官员的眼神有点嘲笑地看着我,我觉得他是在说:你以为你外公现在就不疼吗?

“不会的。坦白说,我们通过神经毒素进行Z改造,只要零点几秒,老人就完全失去任何意识和神经反射。”

“然后?”

“第二阶段马上接着来,老人会被医护人员细心浸入B-Z营养槽,这里面混入了纳米机器人的营养液,以及防腐剂,老人们再也不会成为被人厌恶地捂着鼻子躲开的目标了。”

“我外公是一个很讲卫生的人。”我不自觉地帮还在不远处躺着眨眼的外祖父辩解。

“但是Z化之后,他就不会洗澡了。”官员决绝地一挥手,“时间久了,你们就会知道防腐剂的好处。等6个小时之后,Z化完成,老人Z会得到一个植入性的GPS铭牌,作为家属,你们可以选择让他继续陪伴,或者送到植物园。”

早期的植物园还是有不少植物的,豌豆、倭瓜、向日葵、樱桃、辣椒、土豆、蘑菇、睡莲、海藻、仙人掌、三叶草、杨桃、南瓜、卷心菜、玉米、咖啡豆、大蒜、莴苣、西瓜……

有人觉得这略带讽刺意味[1],不少家属忧心忡忡地三不五时去植物园观察他们逝去的长辈,后来植物园里的植物越来越少,只剩下一些极为耐活的品种,比如胡杨树和沙棘。

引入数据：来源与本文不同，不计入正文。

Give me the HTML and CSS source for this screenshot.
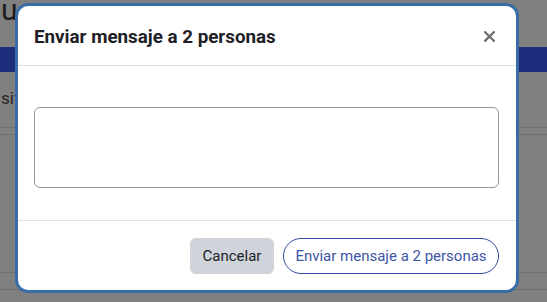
FILE: index.html
```html
<!DOCTYPE html>
<html lang="es">
<head>
<meta charset="utf-8">
<title>Enviar mensaje</title>
<link rel="stylesheet" href="styles.css">
</head>
<body>
<div class="page">
  <div class="page-title">u</div>
  <div class="band"></div>
  <div class="page-row">siti</div>
  <div class="rule rule-a"></div>
  <div class="rule rule-b"></div>
  <div class="spacer"></div>
  <div class="rule rule-c"></div>
  <div class="rule rule-d"></div>
</div>

<div class="modal" role="dialog" aria-labelledby="modal-title">
  <div class="modal-header">
    <h5 class="modal-title" id="modal-title">Enviar mensaje a 2 personas</h5>
    <button class="close" aria-label="Cerrar">
      <svg width="11" height="11" viewBox="0 0 11 11"><path d="M1.2 1.2 L9.8 9.8 M9.8 1.2 L1.2 9.8" stroke="#707070" stroke-width="2.3" stroke-linecap="square"/></svg>
    </button>
  </div>
  <div class="modal-body">
    <textarea class="message" aria-label="Mensaje"></textarea>
  </div>
  <div class="modal-footer">
    <button class="btn btn-secondary">Cancelar</button>
    <button class="btn btn-outline">Enviar mensaje a 2 personas</button>
  </div>
</div>
</body>
</html>
```

FILE: styles.css
```css
html, body {
  margin: 0;
  padding: 0;
}
body {
  width: 547px;
  height: 302px;
  overflow: hidden;
  background: #808080;
  font-family: Roboto, "Liberation Sans", sans-serif;
  position: relative;
}
.page {
  display: flex;
  flex-direction: column;
}
.page-title {
  font-size: 30px;
  line-height: 20px;
  height: 47px;
  color: #1c1c1c;
  padding-left: 1px;
}
.band {
  height: 25px;
  background: #1e2d7b;
}
.page-row {
  font-size: 17px;
  line-height: 20px;
  padding-top: 16px;
  height: 20px;
  color: #262626;
  padding-left: 1px;
}
.rule {
  height: 1px;
  background: #6f6f6f;
}
.rule-a { margin-top: 19px; }
.rule-b { margin-top: 6px; }
.spacer { height: 137px; }
.rule-d { margin-top: 16px; }

.modal {
  position: absolute;
  left: 15px;
  top: 3px;
  width: 504px;
  height: 290px;
  box-sizing: border-box;
  border: 3px solid #3a6da6;
  border-radius: 13px;
  background: #fff;
  display: flex;
  flex-direction: column;
  overflow: hidden;
}
.modal-header {
  height: 60px;
  flex: none;
  box-sizing: border-box;
  border-bottom: 1px solid #dee2e6;
  display: flex;
  align-items: center;
  justify-content: space-between;
  padding: 0 21px 0 16px;
}
.modal-title {
  margin: 0;
  font-size: 18.8px;
  font-weight: 700;
  color: #1d2125;
  line-height: 22px;
  padding-top: 3px;
}
.close {
  border: 0;
  background: none;
  padding: 0;
  width: 11px;
  height: 11px;
  display: flex;
  margin-top: 2px;
}
.modal-body {
  flex: none;
  padding: 41px 17px 32px 16px;
  height: 155px;
  box-sizing: border-box;
  border-bottom: 1px solid #dee2e6;
}
.message {
  display: block;
  width: 100%;
  height: 81px;
  box-sizing: border-box;
  border: 1px solid #8f959e;
  border-radius: 6px;
  resize: none;
  margin: 0;
  font-family: inherit;
}
.modal-footer {
  flex: 1;
  display: flex;
  justify-content: flex-end;
  align-items: center;
  gap: 9px;
  padding: 0 17px 0 16px;
}
.btn {
  height: 36px;
  box-sizing: border-box;
  font-family: inherit;
  font-size: 15px;
  padding: 0;
  margin: 0;
  white-space: nowrap;
  flex: none;
}
.btn-secondary {
  width: 84px;
  background: #ced4da;
  color: #1d2125;
  border: 1px solid #ced4da;
  border-radius: 6px;
}
.btn-outline {
  width: 216px;
  background: #fff;
  color: #3d55a8;
  border: 1px solid #2f4aa0;
  border-radius: 18px;
}
```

我的外祖父在睡骨墓园躺了四个小时,他生前所认识的人们几乎全部都到了现场,大人们握紧了孩子们的手,生怕他们跑开,迷失在墓碑群里。

我的母亲握着他的手,像握着一个瘦巴巴的小男孩的手那样,后来我母亲告诉我,外公的最后一句话是:

“人活着,真不容易。”

随后他死了。

20世纪就已经有了冷冻治疗,得了绝症的人们可以选择低温冷冻,等待科技发达到能够治愈他们的疾病的时候再解冻,事实上人们当时只能冷冻,还不能解冻——解冻瞬间,人就真正死了,所以冷冻技术的问题在于,那些冷冻者还必须先等到人类可以安全解冻。

另一方面,冷冻项目需要强大的资金援护,只有少数富豪能够支付得起数百年的维护费,通常以千万美元计。

老人Z计划则从两方面打动了普通人:低廉的价格,几近免费;可逆性操作,Z病毒是一种能够被杀灭的病毒,多年以后,只要需要,人们可以把僵尸重新变回人类,只是到现在看来,人们再也不想变回去了,这听起来可能很难让人相信,但当你面对生活的艰辛之后,你会有类似的念头的。